My sister and her husband had been in Puli Khumri, almost 200 miles away, almost one week when the Taliban started gaining ground outside of Parwan, edging closer. I was fast asleep when Mirshakay shook me awake and screamed that we needed to get into the car. The Northern Alliance had closed the Salang pass, the second-highest road pass in the world. In a feat of incredible engineering the Russians had blasted a three-mile-long tunnel right through the center of the mountain. It was a one-lane pass, only accessible in the drier months. It is also the gateway to Northern Afghanistan. The remaining Northern Alliance was worried thousands of people would now try to flee, and in doing so bring more insecurity and possibly the Taliban with them. So in a brutal but strategic military move they ordered the pass, the escape route from south to north, closed—a move that trapped everyone on either one side or the other. And that meant we would be unable to join the others in Puli Khumri.

My brother had managed to get an approval letter from one of the mujahideen commanders that would allow us two cars to go through the pass. One for us and one for our security escort. One of the women in our party didn't have either a hijab or a burqa, so I gave her my hijab. All I had left to wear was a bright red scarf. We were trying to escape Taliban control, and by now we could hear the bombs, the fighting was coming so close. If they reached us and caught us I would be badly beaten.

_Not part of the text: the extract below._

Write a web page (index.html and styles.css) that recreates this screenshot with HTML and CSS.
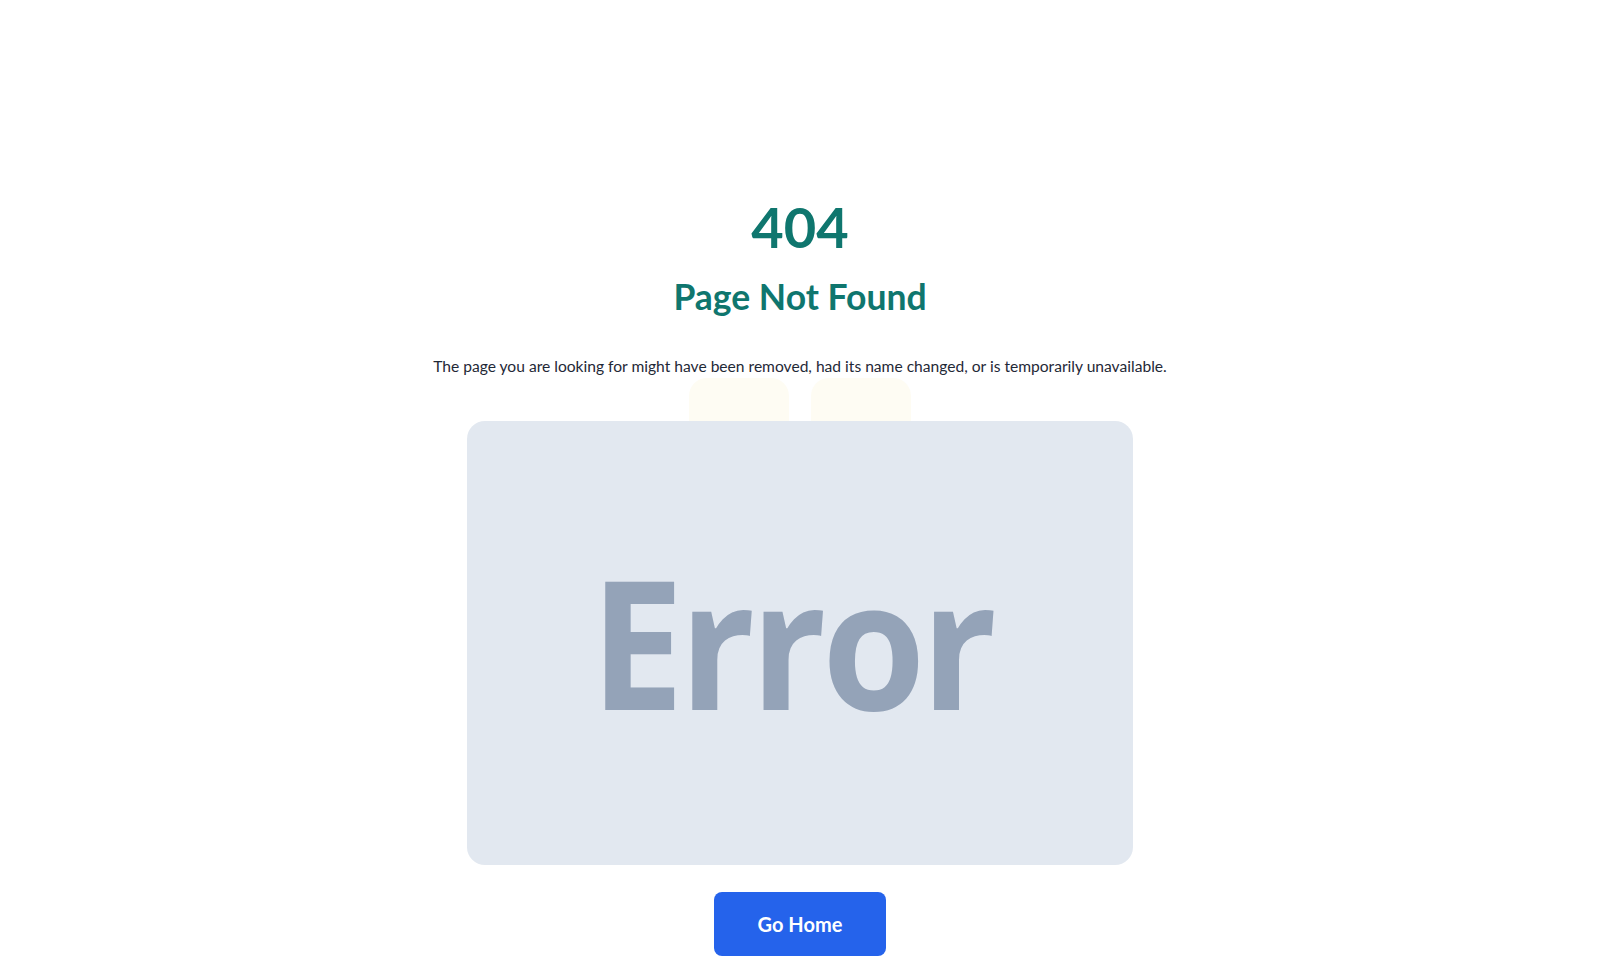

The escort car was also red, a Hilux pickup. I laughed at the irony of it and wondered how much more visible we could possibly make ourselves. We drove out of the house into the main street, and people were everywhere trying to escape. A large bus drove toward us. It was full of terrified-looking people; they were crammed inside, three or four hanging out of each window, some lying on the roof. They looked like bees swarming a hive.